What holds up under pack straps and what doesn’t

Pack straps are a ruthless test because they combine pressure and movement. They compress fabric at the shoulder and they rub it repeatedly. A fabric that resists abrasion and does not fuzz easily will hold up well here. A fabric with fuzzy yarns or a looser knit can pill and roughen quickly under straps even if it is heavy.

Seams in these areas matter as well. Shoulder seams and armhole seams take repeated load. If seams are not built to handle that load, you get strain lines or slow opening. A heavy fabric can make this worse in a subtle way, because heavy fabric can pull more on seams simply due to its own weight, especially when damp.

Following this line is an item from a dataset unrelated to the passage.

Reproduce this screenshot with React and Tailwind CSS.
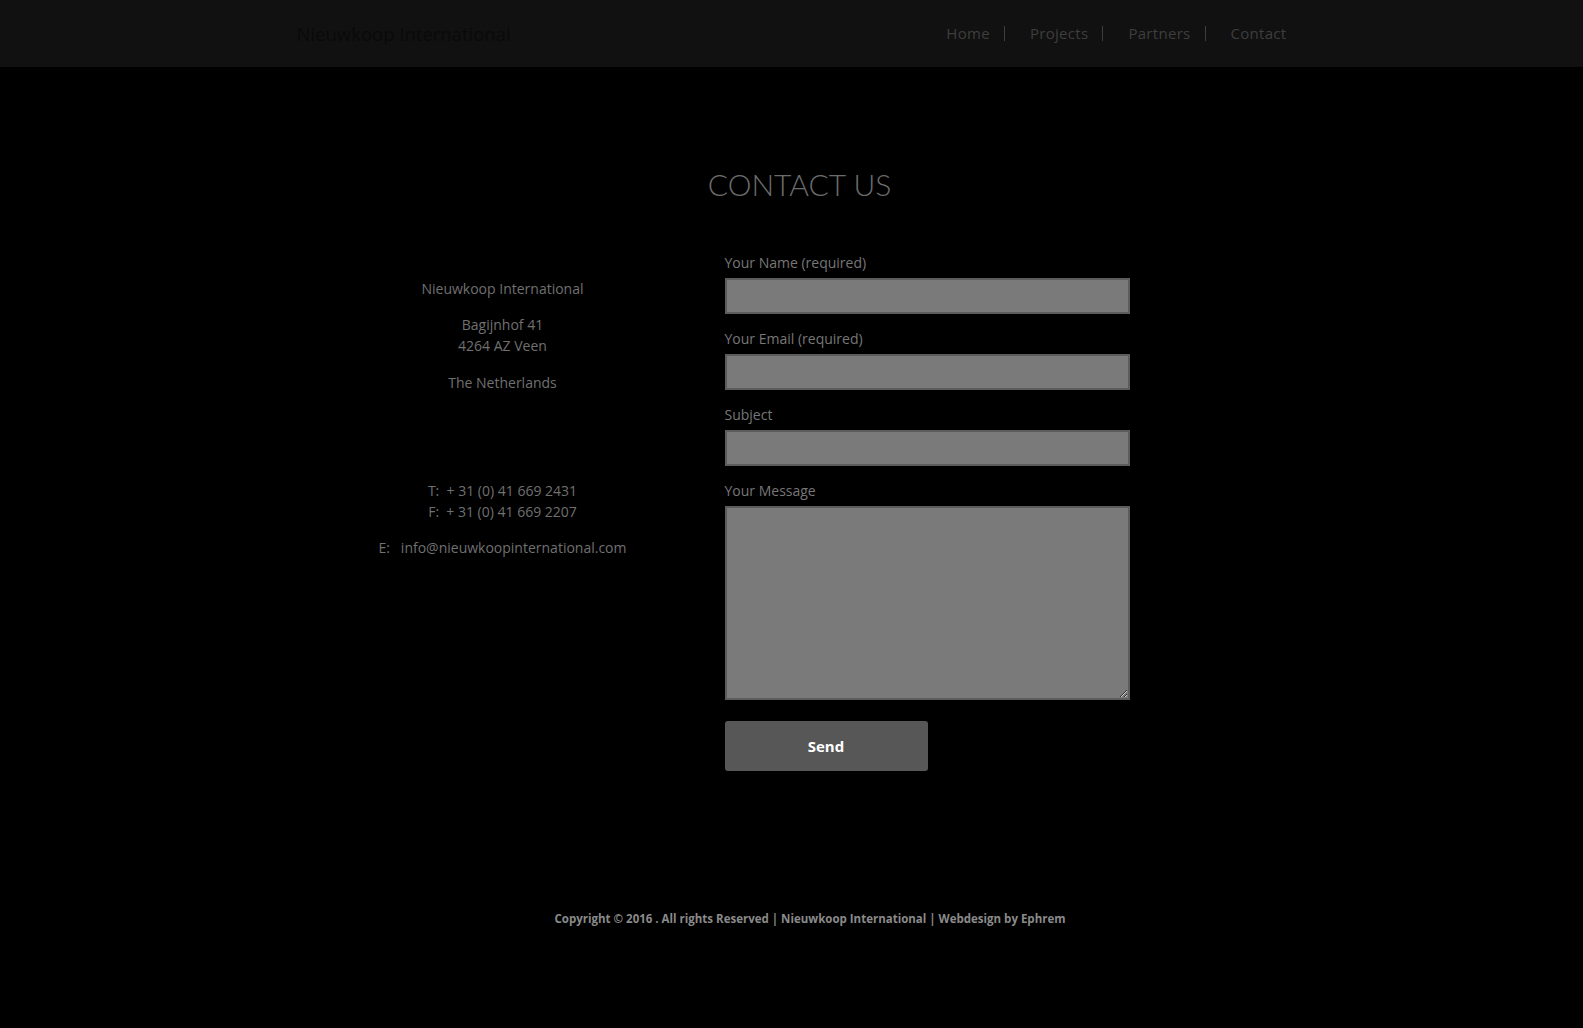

The trade-off is that the garment that holds up best under straps is not always the one that feels nicest against skin. It might feel more structured. It might feel less soft. But on real walks, the benefit shows up in what does not happen. It does not pill quickly. It does not deform. It does not start looking tired in the exact places you rely on most.

Judgement that balances weight, comfort, and real durability

The mature version of the decision is balance. Heavier fabric can be the right choice when you want warmth, structure, and a certain feel. It can also be the wrong choice if it causes overheating, holds moisture, or creates friction that accelerates wear. Lighter fabric can be the right choice when you want breathability and ease of movement, but it can be the wrong choice if it is too delicate for your use.

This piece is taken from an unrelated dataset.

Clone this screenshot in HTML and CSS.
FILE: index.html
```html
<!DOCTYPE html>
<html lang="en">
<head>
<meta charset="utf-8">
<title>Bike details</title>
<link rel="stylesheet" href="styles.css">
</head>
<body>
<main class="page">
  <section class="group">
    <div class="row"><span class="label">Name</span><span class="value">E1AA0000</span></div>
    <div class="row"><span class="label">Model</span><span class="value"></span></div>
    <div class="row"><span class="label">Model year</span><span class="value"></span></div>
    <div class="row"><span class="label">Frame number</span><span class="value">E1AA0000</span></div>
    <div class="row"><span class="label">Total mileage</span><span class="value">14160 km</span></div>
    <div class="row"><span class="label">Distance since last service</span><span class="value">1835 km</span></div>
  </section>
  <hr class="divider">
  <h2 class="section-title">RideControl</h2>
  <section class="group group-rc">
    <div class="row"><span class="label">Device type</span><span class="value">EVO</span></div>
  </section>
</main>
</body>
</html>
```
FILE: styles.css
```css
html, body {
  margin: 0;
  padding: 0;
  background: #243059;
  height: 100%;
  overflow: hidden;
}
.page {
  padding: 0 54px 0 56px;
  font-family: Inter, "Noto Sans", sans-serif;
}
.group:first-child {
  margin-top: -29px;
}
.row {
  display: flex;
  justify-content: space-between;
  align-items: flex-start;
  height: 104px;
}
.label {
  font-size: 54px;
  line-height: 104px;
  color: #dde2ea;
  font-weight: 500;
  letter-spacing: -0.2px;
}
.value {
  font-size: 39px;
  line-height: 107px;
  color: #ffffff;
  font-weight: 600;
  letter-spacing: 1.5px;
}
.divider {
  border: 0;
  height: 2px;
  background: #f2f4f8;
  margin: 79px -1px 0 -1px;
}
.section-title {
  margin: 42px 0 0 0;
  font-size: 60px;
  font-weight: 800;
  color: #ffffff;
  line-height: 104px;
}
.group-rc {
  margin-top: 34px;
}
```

The key is that durability is not a trophy you win by picking the highest number. It is a trade-off you manage. That broader trade-off framing sits in outdoor apparel basics, where weight, comfort, layering role, and fabric behaviour all have to live in the same decision. GSM tells you how much fabric you have. It does not tell you how that fabric will age.

Once you see that, the number stops being a shortcut and becomes what it really is. A piece of information. Useful, limited, and only meaningful when you pair it with an understanding of fibres, knit, seams, and the way your clothing is actually stressed on ordinary walks.